System Architecture

Delta is designed to help applications transition from CPU-only to GPU or hybrid CPU-GPU codes. Delta has some important architectural features to facilitate new discovery and insight:

  • A single processor architecture (AMD) across all node types: CPU and GPU

  • Support for NVIDIA A100 MIG GPU partitioning, allowing for fractional use of the A100s if your workload is not able to exploit an entire A100 efficiently

  • Raytracing hardware support from the NVIDIA A40 GPUs

  • Nine large memory (2 TB) nodes

  • A low latency and high bandwidth HPE/Cray Slingshot interconnect between compute nodes

  • Lustre for home, projects, and scratch file systems

  • Support for relaxed and non-POSIX I/O (feature not yet implemented)

  • Shared-node jobs and the single core and single MIG GPU slice

  • Resources for persistent services in support of Gateways, Open OnDemand, and Data Transport nodes

  • Unique AMD MI100 resource

Model Compute Nodes

The Delta compute ecosystem is composed of five node types:

  • Dual-socket, CPU-only compute nodes

  • Single socket, 4-way NVIDIA A100 GPU compute nodes

  • Single socket, 4-way NVIDIA A40 GPU compute nodes

  • Dual-socket, 8-way NVIDIA A100 GPU compute nodes

  • Single socket, 8-way AMD MI100 GPU compute nodes

The CPU-only and 4-way GPU nodes have 256 GB of RAM per node; the 8-way GPU nodes have 2 TB of RAM.
The CPU-only node has 0.74 TB of local storage; all GPU nodes have 1.5 TB of local storage.

Each socket contains an AMD 7763 processor.

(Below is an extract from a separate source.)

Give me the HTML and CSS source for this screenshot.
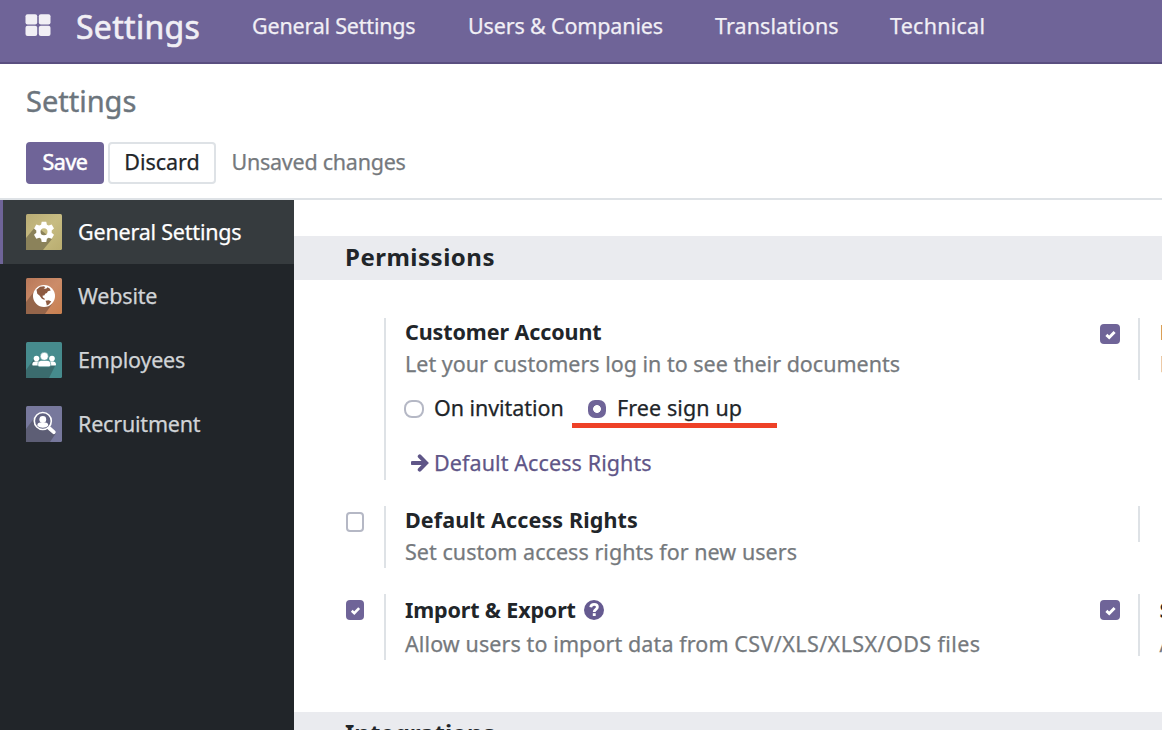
FILE: index.html
```html
<!DOCTYPE html>
<html lang="en">
<head>
<meta charset="utf-8">
<title>Settings</title>
<link rel="stylesheet" href="styles.css">
</head>
<body>
<svg class="defs" width="0" height="0" aria-hidden="true">
  <symbol id="check" viewBox="0 0 20 20"><path d="M6.400 10.900 9.200 13.500 14.600 7.900" fill="none" stroke="#fff" stroke-width="2.900"/></symbol>
</svg>
<header class="navbar">
  <svg class="apps" width="26" height="22" viewBox="0 0 26 22" fill="#f1eff5"><rect x=".5" y=".3" width="11.700" height="10.200" rx="2"/><rect x="13.800" y=".3" width="11.700" height="10.200" rx="2"/><rect x=".5" y="11.800" width="11.700" height="10.200" rx="2"/><rect x="13.800" y="11.800" width="11.700" height="10.200" rx="2"/></svg>
  <span class="brand">Settings</span>
  <nav class="menu">
    <a class="m1">General Settings</a><a class="m2">Users &amp; Companies</a><a class="m3">Translations</a><a class="m4">Technical</a>
  </nav>
</header>
<section class="control">
  <h1 class="crumb">Settings</h1>
  <div class="actions">
    <button class="btn save">Save</button>
    <button class="btn discard">Discard</button>
    <span class="unsaved">Unsaved changes</span>
  </div>
</section>
<div class="layout">
  <aside class="sidebar">
    <a class="tab active">
      <svg width="36" height="36" viewBox="0 0 36 36"><defs><linearGradient id="g1" x2="1" y2="1"><stop stop-color="#b9ac75"/><stop offset=".5" stop-color="#c7bc82"/><stop offset="1" stop-color="#b9ad70"/></linearGradient></defs><rect width="36" height="36" rx="1.500" fill="url(#g1)"/><path d="M0 24 10 12 26 25 17 36H0z" fill="#8b825a"/><path transform="translate(0 .2)" d="M15.700 7.500h4.600l.6 3 1.800.9 3-1 2.300 4-2.300 2v2.200l2.300 2-2.300 4-3-1-1.800 1-.6 3.300h-4.600l-.6-3.300-1.800-1-3 1-2.300-4 2.300-2v-2.200l-2.300-2 2.300-4 3 1 1.800-.9zM18 14.100a3.500 3.500 0 1 0 0 7 3.500 3.500 0 0 0 0-7z" fill="#fff" fill-rule="evenodd"/></svg>
      <span class="t1">General Settings</span></a>
    <a class="tab">
      <svg width="36" height="36" viewBox="0 0 36 36"><defs><linearGradient id="g2" x2="1" y2="1"><stop stop-color="#b9795a"/><stop offset=".5" stop-color="#cc8c69"/><stop offset="1" stop-color="#c9804f"/></linearGradient></defs><rect width="36" height="36" rx="1.500" fill="url(#g2)"/><path d="M0 24 10 11 26 26 19 36H0z" fill="#95654a"/><circle cx="18" cy="18" r="11" fill="#fff"/><path d="m10.500 11.800 3.500-3 4-.6 1.300 1-1.700 1.300 2.500.2 1.400-1.500 2.200 1.200 1 2.200-2.800.7-1 1.700-1.800.7-.6 1.600-2 .4.4 1.700 1.500.8.300 1.800-2.800-1.200-2.400-3.300-2.200-1.800zM19.500 22.800l3.300-.5 2.500 1.300-2.500 3-2 1-.6-3z" fill="#8d5a40"/></svg>
      <span class="t2">Website</span></a>
    <a class="tab">
      <svg width="36" height="36" viewBox="0 0 36 36"><rect width="36" height="36" rx="1.500" fill="#468b8d"/><path d="M0 28 8 17 30 22 23 36H0z" fill="#3b6c6e"/><g fill="#fff"><circle cx="10.500" cy="16.600" r="2.800"/><circle cx="26" cy="16.600" r="2.800"/><path d="M6.300 22.500c0-2 1.200-3 3-3h4v4H7.300c-.7 0-1-.4-1-1zM30 22.500c0-2-1.200-3-3-3h-4v4h6c.7 0 1-.4 1-1z"/><path d="M11.800 22.600c0-2.900 1.400-4.200 3.900-4.200h5.100c2.500 0 3.900 1.300 3.900 4.200 0 1.600-.7 2.200-1.900 2.200h-9.100c-1.200 0-1.900-.6-1.900-2.200z" stroke="#468b8d" stroke-width=".6"/><circle cx="18.300" cy="14.300" r="4" stroke="#468b8d" stroke-width=".5"/></g></svg>
      <span class="t3">Employees</span></a>
    <a class="tab">
      <svg width="36" height="36" viewBox="0 0 36 36"><rect width="36" height="36" rx="1.500" fill="#77789c"/><path d="M0 23 9 11 30 27 24 36H0z" fill="#5d5e75"/><path d="m22.500 21.500 5.300 4.700" stroke="#fff" stroke-width="3.800" stroke-linecap="round"/><circle cx="16.800" cy="15" r="8.500" fill="#626381" stroke="#fff" stroke-width="1.600"/><g fill="#fff"><circle cx="16.800" cy="13.500" r="3.400"/><path d="M11.300 19.500c0-2 1.200-3 3-3h5c1.800 0 3 1 3 3-2.500 2.900-8.500 2.900-11 0z"/></g></svg>
      <span class="t4">Recruitment</span></a>
  </aside>
  <main class="content">
    <h2 class="band band-p">Permissions</h2>
    <div class="rows">
      <div class="row r1">
        <div class="check"></div>
        <div class="pane account">
          <h3 class="h-a">Customer Account</h3>
          <p class="p-a">Let your customers log in to see their documents</p>
          <div class="radios">
            <i class="radio"></i><span class="on">On invitation</span>
            <span class="marked"><i class="radio picked"></i><span class="free">Free sign up</span></span>
          </div>
          <a class="link"><svg width="18" height="18" viewBox="0 0 18 18"><path d="M1.500 9H14" fill="none" stroke="#5f5688" stroke-width="4" stroke-linecap="round"/><path d="M8.700 2.300 15.200 9l-6.500 6.700" fill="none" stroke="#5f5688" stroke-width="3.900" stroke-linecap="round"/></svg><span>Default Access Rights</span></a>
        </div>
        <div class="check"><svg class="box wide"><use href="#check"/></svg></div>
        <div class="pane side first"><h3>Password Reset</h3><p>Enable password reset from Login page</p></div>
      </div>
      <div class="row r2">
        <div class="check"><i class="box empty"></i></div>
        <div class="pane"><h3 class="h-d">Default Access Rights</h3><p class="p-d">Set custom access rights for new users</p></div>
        <div class="check"></div>
        <div class="pane side blank"></div>
      </div>
      <div class="row r3">
        <div class="check"><svg class="box"><use href="#check"/></svg></div>
        <div class="pane"><h3 class="h-i">Import &amp; Export<svg class="help" width="20" height="20" viewBox="0 0 20 20"><circle cx="10" cy="10" r="10" fill="#655a90"/><path d="M6.700 7.300C7 5.200 8.300 4.300 10.100 4.300c2 0 3.300 1.100 3.300 2.700 0 2.300-3.200 2.300-3.200 5" fill="none" stroke="#fff" stroke-width="2.800"/><path d="M8.800 13.200h2.900v2.800H8.800z" fill="#fff"/></svg></h3><p class="p-i">Allow users to import data from <span class="formats">CSV/XLS/XLSX/ODS files</span></p></div>
        <div class="check"><svg class="box wide"><use href="#check"/></svg></div>
        <div class="pane side short"><h3>Show Effect</h3><p>Add fun feedback and motivate your employees</p></div>
      </div>
    </div>
    <h2 class="band">Integrations</h2>
  </main>
</div>
</body>
</html>
```
FILE: styles.css
```css
* { box-sizing: border-box; }
body { margin: 0; width: 1162px; height: 730px; overflow: hidden; background: #fff; color: #212529; font: 21.5px/32px "Noto Sans", "Open Sans", sans-serif; -webkit-text-stroke: .25px; white-space: nowrap; display: flex; flex-direction: column; }
h1, h2, h3, p { margin: 0; font-size: inherit; font-weight: inherit; }
svg { display: block; flex: none; }
.defs { position: absolute; }
.navbar { flex: none; height: 64px; background: #6f6498; border-bottom: 2px solid #5a4f80; color: #f1eff5; display: flex; align-items: flex-start; padding-left: 25px; }
.apps { margin-top: 14px; }
.brand { margin-left: 25px; width: 176px; font-size: 32px; line-height: 54px; letter-spacing: .3px; -webkit-text-stroke: .6px; }
.menu { display: flex; padding-top: 10px; }
.m1 { width: 216px; letter-spacing: -.2px; }
.m2 { width: 247px; letter-spacing: -.15px; }
.m3 { width: 175px; letter-spacing: .1px; }
.m4 { letter-spacing: .25px; }
.control { flex: none; height: 136px; border-bottom: 2px solid #dee2e6; padding: 14px 0 0 26px; }
.crumb { font-size: 29px; line-height: 46px; height: 64px; color: #6c757d; -webkit-text-stroke: .4px; }
.actions { display: flex; align-items: center; }
.btn { font: inherit; -webkit-text-stroke: inherit; height: 42px; border-radius: 4px; padding: 0 0 3px; text-align: center; }
.save { width: 78px; background: #6f6498; border: 0; color: #fff; -webkit-text-stroke: .5px; letter-spacing: -.5px; }
.discard { width: 108px; margin-left: 4px; background: #fff; border: 2px solid #dee2e6; color: #212529; }
.unsaved { margin: -2px 0 0 15.5px; color: #75797d; letter-spacing: -.25px; }
.layout { flex: 1; display: flex; min-height: 0; }
.sidebar { flex: none; width: 294px; background: #212529; color: #d0d3d6; }
.tab { display: flex; align-items: center; height: 64px; padding-left: 26px; gap: 16px; }
.tab span { margin-top: -1px; letter-spacing: -.2px; }
.active { background: #363b3e; color: #fff; border-left: 3px solid #6f6498; padding-left: 23px; }
.content { flex: 1; min-width: 0; overflow: hidden; padding-top: 36px; }
.band { height: 44px; background: #eaebef; padding-left: 51px; font-weight: 700; font-size: 24px; line-height: 42px; -webkit-text-stroke: 0; }
.band-p { letter-spacing: .5px; }
.rows { height: 432px; padding: 38px 0 0 52px; }
.row { display: grid; grid-template-columns: 38px 716px 38px 600px; align-items: start; }
.r1 { height: 188px; }
.r2 { height: 88px; }
.check { padding-top: 6px; }
.box { display: block; width: 18px; height: 20px; border-radius: 4px; background: #6f6498; }
.wide { width: 20px; }
.empty { background: #fff; border: 2px solid #b5b8c5; }
.pane { border-left: 2px solid #dee2e6; padding-left: 19px; height: 62px; }
.first { padding-left: 19.8px; }
.pane h3 { font-weight: 700; line-height: 28px; height: 30px; -webkit-text-stroke: 0; }
.pane p { color: #75797d; line-height: 31px; }
.pane .h-a { letter-spacing: -.1px; }
.pane .h-d { letter-spacing: .12px; }
.pane .h-i { letter-spacing: -.15px; }
.p-d { letter-spacing: .04px; }
.p-i { letter-spacing: .1px; }
.formats { letter-spacing: .42px; }
.account { height: 162px; }
.r3 .pane { height: 66px; }
.r3 .pane h3 { line-height: 31px; height: 34px; display: flex; }
.r3 .short { height: 62px; padding-left: 19.5px; }
.pane.blank { height: 36px; }
.help { margin: 6px 0 0 8px; }
.radios { display: flex; height: 44px; padding-top: 13px; align-items: flex-start; }
.radio { flex: none; width: 20px; height: 18px; margin: 8px 10px 0 -1px; border: 2px solid #b5b8c5; border-radius: 8px; }
.on { width: 138px; letter-spacing: -.05px; }
.marked { width: 205px; height: 36px; border-bottom: 5px solid #ee4127; display: flex; padding-left: 16px; }
.picked { width: 18px; margin: 8px 11px 0 0; border: 0; border-radius: 7px; background: radial-gradient(circle, #fff 3.5px, #6f6498 4.3px); }
.free { letter-spacing: .1px; }
.link { display: flex; align-items: center; gap: 5px; color: #5f5688; padding: 23.5px 0 0 6px; letter-spacing: .1px; }
```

Consistent with AMD’s advice for HPC nodes and NCSA’s testing, all Delta nodes have Simultaneous Multi Treading (SMT) turned off.

EPYC 7003 Series Architecture Quick Look

CPU Compute Node Specifications

CPU Compute Node Specs

Specification

Value

Number of nodes

132

CPU

AMD EPYC 7763 “Milan” (PCIe Gen4)

Sockets per node

2

Cores per socket

64

Cores per node

128

Hardware threads per core

1

Hardware threads per node

128

Clock rate (GHz)

~ 2.45

RAM (GB)

256

Cache (KB) L1/L2/L3

64/512/32768

Local storage (TB)

0.74 TB

The AMD CPUs are set for 4 NUMA domains per socket (NPS=4).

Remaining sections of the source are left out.